The relevance of the proposed research for the academic community, both national and international, lies in the absolute originality of the issues considered here. With the exception of a single conference publication recently produced by Prof. S. Trenn of Kaiserslautern, there has been no attempt at developing a higher-order approach to switched systems. Scientifically speaking, the problems we aim to investigate are by and large unexplored, given the narrow scope (state-space systems sharing the same state space) of previous research in this area. Successful results in addressing such issues would thus effect a considerable impact on the switched systems community, and would perhaps contribute to a re-evaluation and a re-alignment of research in this area to problems concerned with real-life situations (such as those posed by power distribution networks, control, genetics, and so forth), rather than academic abstractions thereof.

We plan to increase the impact on the academic community by aiming to publish in top control and systems journals (e.g. IEEE Transactions on Automatic Control, Automatica) and spreading our message in leading international conferences (e.g. IEEE CDC, American Control Conference). National-level seminars will disseminate the project outcomes on a more local basis.

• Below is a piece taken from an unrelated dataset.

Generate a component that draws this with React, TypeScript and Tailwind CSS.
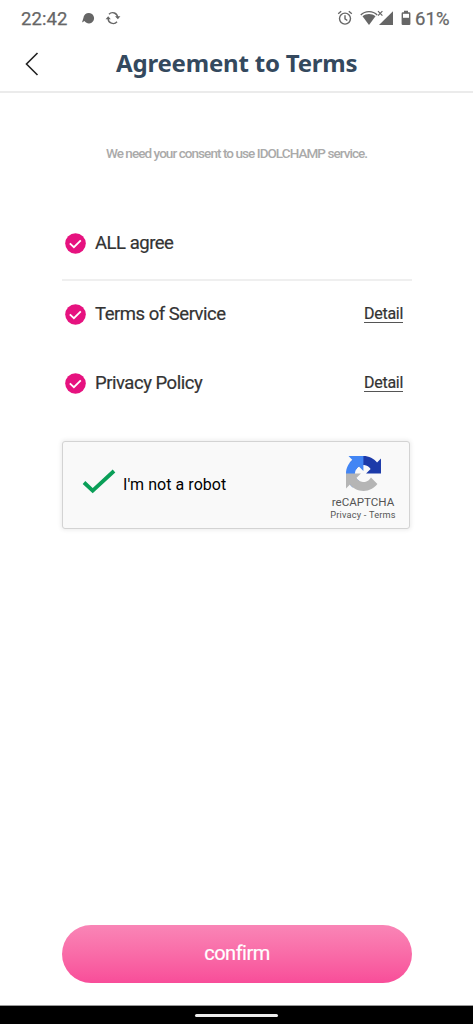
function StatusBar() {
  return (
    <div className="flex h-9 shrink-0 items-center pl-[21px] pr-[23px] text-[#666666]">
      <span className="mt-[2px] w-[61px] text-[18.5px] leading-none tracking-[0.1px] whitespace-nowrap [-webkit-text-stroke:0.25px]">22:42</span>
      <svg width="13" height="13" viewBox="0 0 13 13" fill="currentColor">
        <path d="M7 1a5.2 5.2 0 1 1-4.5 8L0 10.5 1.4 6A5.4 5.4 0 0 1 7 1Z" />
      </svg>
      <svg width="16" height="14" viewBox="0 0 16 14" fill="none" stroke="currentColor" strokeWidth="1.4" className="ml-[10px]">
        <path d="M4 3.2A5 5 0 0 1 12.6 6.5M12 10.8A5 5 0 0 1 3.2 7.3" />
        <path d="M10 5.2h5.4l-2.5 3ZM.6 8.2h5.2L3.2 5.3Z" fill="currentColor" stroke="none" />
      </svg>
      <div className="ml-auto flex items-center">
        <svg width="16" height="16" viewBox="0 0 16 16" fill="none" stroke="currentColor" strokeWidth="1.4">
          <circle cx="8" cy="8.6" r="5.5" />
          <path d="M8 5.2v3.6l2.3 1.7M1.2 3.8l3-2.5M14.8 3.8l-3-2.5" />
        </svg>
        <svg width="34" height="16" viewBox="0 0 34 16" fill="currentColor" className="ml-[7px]">
          <path d="M.8 5.1C5.2.5 12.8.5 17.2 5.1" fill="none" stroke="currentColor" strokeWidth="1.4" />
          <path d="M2.5 6.3C6.2 3.2 11.8 3.2 15.5 6.3L9 15Z" />
          <path d="M33 1.2V15H19Z" />
          <path d="M18 1.2l4.4 4.4M22.4 1.2L18 5.6" stroke="currentColor" strokeWidth="1.2" />
        </svg>
        <svg width="10" height="16" viewBox="0 0 10 16" className="ml-[7px]">
          <path d="M3 .8h4v1.5h1.2q1.2 0 1.2 1.2v10.3q0 1.2-1.2 1.2H1.8Q.6 15 .6 13.8V3.5q0-1.2 1.2-1.2H3Z" fill="currentColor" />
          <path d="M2 3.8h6v4H2Z" fill="white" />
        </svg>
        <span className="ml-[4px] mt-[2px] w-[35px] text-[18.5px] leading-none tracking-[0.1px] whitespace-nowrap [-webkit-text-stroke:0.25px]">61%</span>
      </div>
    </div>
  );
}

function CheckCircle() {
  return (
    <svg width="21" height="21" viewBox="0 0 21 21" className="-mt-px shrink-0">
      <circle cx="10.5" cy="10.5" r="10.3" fill="#e6127f" />
      <path d="M4.8 10.3l4.1 3.9 6.9-6.9" fill="none" stroke="white" strokeWidth="1.8" />
    </svg>
  );
}

function TermsRow({ label, detail = false }: { label: string; detail?: boolean }) {
  return (
    <div className="flex h-[30px] items-center pl-[3px] pr-[9px] text-[#333333]">
      <CheckCircle />
      <span className="ml-[9px] text-[18.5px] leading-[30px] tracking-[-0.48px] -mt-[2px] [-webkit-text-stroke:0.2px]">{label}</span>
      {detail && (
        <a className="-mr-px -mt-px ml-auto border-b-[1px] border-[#555555] text-[16px] leading-[16px] tracking-[-0.3px] [-webkit-text-stroke:0.2px]">Detail</a>
      )}
    </div>
  );
}

function RecaptchaLogo() {
  return (
    <svg width="35" height="35" viewBox="0 0 64 64">
      <path fill="#1c3aa9" d="M64 31.955l-.033-1.37V4.687l-7.16 7.16C50.948 4.674 42.033.093 32.05.093c-10.4 0-19.622 4.96-25.458 12.64l11.736 11.86a15.55 15.55 0 0 1 4.754-5.334c2.05-1.6 4.952-2.906 8.968-2.906.485 0 .86.057 1.135.163 4.976.393 9.288 3.14 11.828 7.124l-8.307 8.307L64 31.953" />
      <path fill="#4285f4" d="M31.862.094l-1.37.033H4.594l7.16 7.16C4.58 13.147 0 22.06 0 32.046c0 10.4 4.96 19.622 12.64 25.458L24.5 45.768a15.55 15.55 0 0 1-5.334-4.754c-1.6-2.05-2.906-4.952-2.906-8.968 0-.485.057-.86.163-1.135.393-4.976 3.14-9.288 7.124-11.828l8.307 8.307L31.86.095" />
      <path fill="#b5b5b5" d="M.001 32.045l.033 1.37v25.898l7.16-7.16c5.86 7.173 14.774 11.754 24.76 11.754 10.4 0 19.622-4.96 25.458-12.64l-11.736-11.86a15.55 15.55 0 0 1-4.754 5.334c-2.05 1.6-4.952 2.906-8.968 2.906-.485 0-.86-.057-1.135-.163-4.976-.393-9.288-3.14-11.828-7.124l8.307-8.307L0 32.047" />
    </svg>
  );
}

function Recaptcha() {
  return (
    <div className="flex h-[88px] w-[348px] rounded-[3px] border border-[#d3d3d3] bg-[#f9f9f9] shadow-[0_0_4px_1px_rgba(0,0,0,0.08)]">
      <svg width="34" height="28" viewBox="0 0 34 28" fill="none" className="ml-[19px] mt-[26px]">
        <path d="M2 14.5l8.7 8.2L32 3" stroke="#0a9f58" strokeWidth="3.8" />
      </svg>
      <span className="ml-[7px] mt-[33px] text-[16px] leading-5 tracking-[0.05px] text-black">I'm not a robot</span>
      <div className="ml-auto mr-[12px] mt-[14px] flex w-[68px] flex-col items-center whitespace-nowrap text-[#555555]">
        <RecaptchaLogo />
        <span className="mt-[3px] text-[11.6px] leading-4">reCAPTCHA</span>
        <span className="text-[9.2px] leading-[10px] tracking-[0.2px]">Privacy&nbsp;-&nbsp;Terms</span>
      </div>
    </div>
  );
}

export default function App() {
  return (
    <div className="flex h-[1024px] w-[473px] flex-col overflow-hidden bg-white font-[Roboto,sans-serif]">
      <StatusBar />
      <header className="flex h-[57px] shrink-0 items-center border-b-2 border-[#ebebeb]">
        <svg width="14" height="24" viewBox="0 0 14 24" fill="none" className="ml-[25px]">
          <path d="M12.5 1L1.5 12l11 11" stroke="#222222" strokeWidth="1.6" />
        </svg>
        <h1 className="-mt-[2px] ml-[77px] whitespace-nowrap font-['Noto_Sans',sans-serif] text-[24px] font-bold leading-none tracking-[-0.2px] text-[#34495e]">Agreement to Terms</h1>
      </header>

      <main className="flex grow flex-col px-[62px]">
        <p className="mt-[50px] text-center text-[13.5px] font-medium leading-5 tracking-[-0.94px] text-[#aaaaaa]">
          We need your consent to use IDOLCHAMP service.
        </p>
        <div className="mt-[66px]">
          <TermsRow label="ALL agree" />
        </div>
        <div className="mt-[20px] h-[2px] w-[350px] bg-[#efefef]" />
        <div className="mt-[19px] flex flex-col gap-[39px]">
          <TermsRow label="Terms of Service" detail />
          <TermsRow label="Privacy Policy" detail />
        </div>
        <div className="mt-[42px]">
          <Recaptcha />
        </div>
        <button className="mb-[22px] mt-auto h-[58px] w-[350px] rounded-full bg-linear-to-b from-[#f985b6] to-[#f84d99] pb-[2px] text-[20px] tracking-[-0.5px] text-white [-webkit-text-stroke:0.2px]">
          confirm
        </button>
      </main>

      <div className="flex h-[19px] shrink-0 items-center justify-center border-t border-[#999999] bg-black">
        <div className="h-[3px] w-[83px] rounded-full bg-[#eeeeee]" />
      </div>
    </div>
  );
}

IMPACT ON THE ENGINEERING COMMUNITY

The impact of this research will also be felt outside of academia. Given the importance within the project of the development of algorithms and given our determination on modelling naturally and effectively real switched systems, as opposed to dealing only with academic examples, the relevance of our research for the engineering community is very high. The possibility of modelling in a natural, modular way complex switched systems is important for applications, and our final aim to contribute to an integrated computer-aided design environment for switched systems informs every aspect of our work. Specifically, one of the proposed work packages aims at providing automatic identification of impulsive behaviours in switched systems, an important feature of any design tool. The other work packages aim at developing the theory so as to encompass larger classes of systems, and making use of efficient representations, thus enlarging the scope of application of our approach to more complex systems.

We have especially in our aim to contribute to the modelling and analysis of distributed power networks, that are of increasing importance for environmental and energetic reasons. We believe that our modular, parsimonious and efficient (less variables and less equations) approach has much to recommend itself for in such area, where accurate models for effective simulation are necessary to address the upcoming challenges set by an ageing infrastructure and increased demand. Preliminary contacts with the Electrical Power Engineering group at Southampton, a leader in research concerning distribution and transmission networks, are being further developed so as to provide our framework with a challenging test field for present, current and future research problems and their solution.

We plan to develop software implementing some of the algorithms devised during this research, so as to put them to the test of actual engineering situations, and to provide the scientific and engineering community with computer-algebra-based software tools usable in practice. Such software will be publicly available through the Web pages of the University of Southampton.